Challenge: Please return exactly the run of lines that begins with the line containing "What React, TypeScript" and ends with the line containing "import React from 'react';", pictures excluded.
◇ ◇ ◇ ◇
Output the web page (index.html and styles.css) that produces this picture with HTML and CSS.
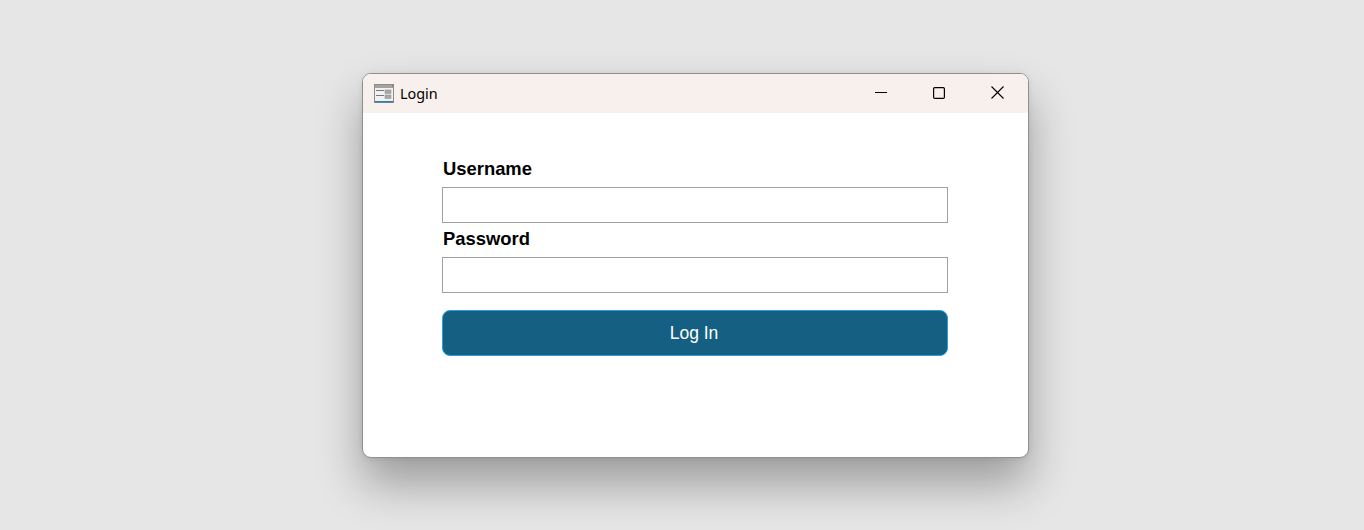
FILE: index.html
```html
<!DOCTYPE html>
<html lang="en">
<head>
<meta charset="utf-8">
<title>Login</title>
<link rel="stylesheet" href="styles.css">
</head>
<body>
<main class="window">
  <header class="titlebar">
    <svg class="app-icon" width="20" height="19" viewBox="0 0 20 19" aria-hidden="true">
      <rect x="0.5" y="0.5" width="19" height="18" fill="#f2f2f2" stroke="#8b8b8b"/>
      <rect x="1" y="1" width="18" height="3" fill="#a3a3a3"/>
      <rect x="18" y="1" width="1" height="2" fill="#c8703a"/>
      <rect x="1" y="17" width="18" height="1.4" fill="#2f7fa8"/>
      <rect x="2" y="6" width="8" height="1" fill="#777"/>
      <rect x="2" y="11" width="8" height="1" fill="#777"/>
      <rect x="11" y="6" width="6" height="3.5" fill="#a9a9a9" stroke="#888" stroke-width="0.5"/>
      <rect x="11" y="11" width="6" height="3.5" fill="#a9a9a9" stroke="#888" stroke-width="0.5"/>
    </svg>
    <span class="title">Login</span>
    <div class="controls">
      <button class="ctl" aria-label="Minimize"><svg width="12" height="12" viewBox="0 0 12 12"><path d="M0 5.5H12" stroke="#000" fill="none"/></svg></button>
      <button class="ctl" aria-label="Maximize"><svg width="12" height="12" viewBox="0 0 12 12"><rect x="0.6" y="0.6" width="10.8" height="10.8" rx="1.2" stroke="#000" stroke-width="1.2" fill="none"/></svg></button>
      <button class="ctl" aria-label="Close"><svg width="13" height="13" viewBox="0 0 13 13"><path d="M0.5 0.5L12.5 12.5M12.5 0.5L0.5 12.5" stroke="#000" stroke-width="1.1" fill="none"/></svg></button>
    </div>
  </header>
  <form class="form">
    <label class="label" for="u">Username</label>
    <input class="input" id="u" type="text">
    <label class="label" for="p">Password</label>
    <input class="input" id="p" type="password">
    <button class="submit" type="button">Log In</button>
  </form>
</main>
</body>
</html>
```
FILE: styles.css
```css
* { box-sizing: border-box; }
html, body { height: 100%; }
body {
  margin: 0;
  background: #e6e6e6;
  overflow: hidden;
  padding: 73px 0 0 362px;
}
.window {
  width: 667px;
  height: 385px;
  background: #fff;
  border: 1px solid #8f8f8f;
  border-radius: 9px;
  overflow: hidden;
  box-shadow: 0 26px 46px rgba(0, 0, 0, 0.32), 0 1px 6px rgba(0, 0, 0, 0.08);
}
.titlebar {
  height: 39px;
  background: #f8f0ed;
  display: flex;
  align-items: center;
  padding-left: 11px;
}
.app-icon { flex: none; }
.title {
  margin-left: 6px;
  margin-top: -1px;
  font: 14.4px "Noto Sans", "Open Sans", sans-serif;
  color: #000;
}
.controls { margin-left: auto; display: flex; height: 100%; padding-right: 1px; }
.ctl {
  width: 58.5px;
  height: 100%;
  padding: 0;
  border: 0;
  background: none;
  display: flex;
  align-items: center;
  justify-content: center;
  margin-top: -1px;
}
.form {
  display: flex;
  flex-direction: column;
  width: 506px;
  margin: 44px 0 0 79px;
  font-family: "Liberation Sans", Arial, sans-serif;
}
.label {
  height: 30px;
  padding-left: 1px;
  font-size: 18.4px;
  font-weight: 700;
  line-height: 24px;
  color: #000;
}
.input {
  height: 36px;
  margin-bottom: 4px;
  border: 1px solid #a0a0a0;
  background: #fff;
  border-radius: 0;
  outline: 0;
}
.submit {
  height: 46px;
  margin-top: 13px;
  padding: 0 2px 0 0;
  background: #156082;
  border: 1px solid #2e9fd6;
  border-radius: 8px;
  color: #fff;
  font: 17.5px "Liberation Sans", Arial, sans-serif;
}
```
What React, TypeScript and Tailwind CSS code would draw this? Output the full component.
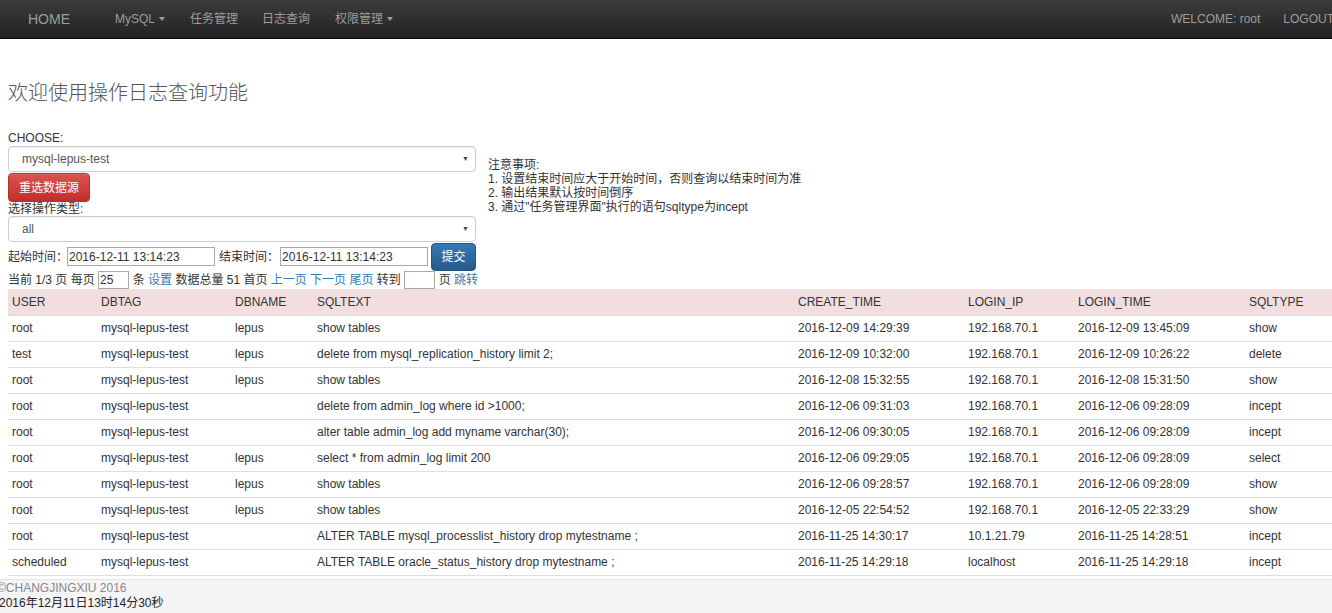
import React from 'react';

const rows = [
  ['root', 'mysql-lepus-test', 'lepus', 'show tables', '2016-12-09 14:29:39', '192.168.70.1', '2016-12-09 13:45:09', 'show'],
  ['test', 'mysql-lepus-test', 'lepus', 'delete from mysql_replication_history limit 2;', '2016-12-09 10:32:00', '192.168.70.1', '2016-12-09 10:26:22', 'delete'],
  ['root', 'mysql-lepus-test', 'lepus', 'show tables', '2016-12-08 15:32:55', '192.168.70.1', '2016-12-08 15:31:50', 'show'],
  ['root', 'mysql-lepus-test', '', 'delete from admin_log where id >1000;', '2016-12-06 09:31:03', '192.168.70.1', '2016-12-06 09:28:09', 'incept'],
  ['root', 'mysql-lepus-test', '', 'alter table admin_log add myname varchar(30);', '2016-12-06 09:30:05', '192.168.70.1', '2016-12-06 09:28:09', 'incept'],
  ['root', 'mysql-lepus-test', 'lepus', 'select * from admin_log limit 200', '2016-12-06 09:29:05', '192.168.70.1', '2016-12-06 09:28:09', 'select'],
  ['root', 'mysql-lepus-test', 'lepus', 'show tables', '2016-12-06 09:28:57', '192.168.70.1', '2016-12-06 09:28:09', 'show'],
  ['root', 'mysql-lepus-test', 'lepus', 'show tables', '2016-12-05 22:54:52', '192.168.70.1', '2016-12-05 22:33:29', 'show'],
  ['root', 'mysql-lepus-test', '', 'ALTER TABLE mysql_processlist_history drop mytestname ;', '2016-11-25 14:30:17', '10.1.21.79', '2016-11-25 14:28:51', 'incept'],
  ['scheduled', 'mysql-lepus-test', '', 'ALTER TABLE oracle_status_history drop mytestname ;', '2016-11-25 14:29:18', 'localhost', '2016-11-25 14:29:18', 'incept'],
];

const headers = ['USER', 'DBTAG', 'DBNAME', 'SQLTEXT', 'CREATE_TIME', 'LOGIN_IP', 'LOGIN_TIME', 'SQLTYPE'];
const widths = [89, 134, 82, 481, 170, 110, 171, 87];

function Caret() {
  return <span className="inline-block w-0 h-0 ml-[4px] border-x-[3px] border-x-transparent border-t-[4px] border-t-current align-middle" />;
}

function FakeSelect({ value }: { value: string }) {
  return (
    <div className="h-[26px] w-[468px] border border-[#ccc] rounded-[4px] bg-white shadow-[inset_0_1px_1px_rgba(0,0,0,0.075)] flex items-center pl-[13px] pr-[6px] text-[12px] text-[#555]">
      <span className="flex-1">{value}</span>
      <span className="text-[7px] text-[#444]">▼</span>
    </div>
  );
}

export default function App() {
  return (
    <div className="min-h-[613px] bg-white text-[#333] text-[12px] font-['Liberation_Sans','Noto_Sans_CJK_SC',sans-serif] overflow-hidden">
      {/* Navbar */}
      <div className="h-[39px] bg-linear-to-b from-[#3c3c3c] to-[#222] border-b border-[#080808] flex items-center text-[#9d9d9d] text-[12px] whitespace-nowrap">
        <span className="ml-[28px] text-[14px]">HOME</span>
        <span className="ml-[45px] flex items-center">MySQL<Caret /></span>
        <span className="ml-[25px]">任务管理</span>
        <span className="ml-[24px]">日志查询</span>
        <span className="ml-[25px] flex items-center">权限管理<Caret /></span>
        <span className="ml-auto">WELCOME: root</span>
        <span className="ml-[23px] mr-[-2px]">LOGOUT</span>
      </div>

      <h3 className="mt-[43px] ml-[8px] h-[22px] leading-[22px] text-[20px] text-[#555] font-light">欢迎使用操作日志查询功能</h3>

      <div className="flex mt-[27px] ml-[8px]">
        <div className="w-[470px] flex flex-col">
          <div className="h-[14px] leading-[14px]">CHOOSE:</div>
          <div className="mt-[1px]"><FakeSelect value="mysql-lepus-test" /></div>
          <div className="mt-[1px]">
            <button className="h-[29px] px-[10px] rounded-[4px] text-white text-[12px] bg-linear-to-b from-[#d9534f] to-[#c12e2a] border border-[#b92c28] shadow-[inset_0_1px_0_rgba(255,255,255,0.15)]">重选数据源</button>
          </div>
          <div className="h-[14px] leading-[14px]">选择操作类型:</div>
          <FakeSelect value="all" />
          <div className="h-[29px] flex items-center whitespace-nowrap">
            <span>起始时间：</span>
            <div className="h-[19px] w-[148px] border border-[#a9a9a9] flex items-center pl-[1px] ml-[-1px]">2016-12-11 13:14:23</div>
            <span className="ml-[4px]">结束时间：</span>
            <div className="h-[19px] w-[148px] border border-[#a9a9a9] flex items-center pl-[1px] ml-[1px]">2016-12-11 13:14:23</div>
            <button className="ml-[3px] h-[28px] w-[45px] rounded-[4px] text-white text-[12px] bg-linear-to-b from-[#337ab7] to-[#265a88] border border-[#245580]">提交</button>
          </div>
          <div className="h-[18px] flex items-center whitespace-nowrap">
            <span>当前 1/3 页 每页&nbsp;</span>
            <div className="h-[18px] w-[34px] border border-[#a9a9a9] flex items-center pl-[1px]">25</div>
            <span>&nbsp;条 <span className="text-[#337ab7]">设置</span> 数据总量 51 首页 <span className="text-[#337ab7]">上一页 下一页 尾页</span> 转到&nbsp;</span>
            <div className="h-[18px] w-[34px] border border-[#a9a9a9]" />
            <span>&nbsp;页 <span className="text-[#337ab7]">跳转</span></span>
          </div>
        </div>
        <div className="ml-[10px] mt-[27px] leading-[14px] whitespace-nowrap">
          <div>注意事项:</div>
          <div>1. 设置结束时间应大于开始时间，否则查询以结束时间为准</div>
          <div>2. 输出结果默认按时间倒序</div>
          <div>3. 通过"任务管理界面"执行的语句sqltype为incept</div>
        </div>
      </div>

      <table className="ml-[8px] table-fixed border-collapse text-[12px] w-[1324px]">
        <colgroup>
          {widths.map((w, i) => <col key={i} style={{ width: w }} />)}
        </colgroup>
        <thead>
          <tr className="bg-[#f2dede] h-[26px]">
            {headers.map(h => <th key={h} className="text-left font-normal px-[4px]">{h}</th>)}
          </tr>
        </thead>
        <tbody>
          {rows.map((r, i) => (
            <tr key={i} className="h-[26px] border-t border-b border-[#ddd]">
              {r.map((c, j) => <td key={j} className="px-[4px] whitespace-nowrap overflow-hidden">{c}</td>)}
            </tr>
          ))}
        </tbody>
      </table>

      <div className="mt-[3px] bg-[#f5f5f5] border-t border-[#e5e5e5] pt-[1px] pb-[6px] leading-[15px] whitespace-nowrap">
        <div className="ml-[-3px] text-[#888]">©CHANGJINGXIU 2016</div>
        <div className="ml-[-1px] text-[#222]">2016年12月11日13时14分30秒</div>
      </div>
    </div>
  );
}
◇ ◇ ◇ ◇
Solution:
What React, TypeScript and Tailwind CSS code would draw this? Output the full component.
import React from 'react';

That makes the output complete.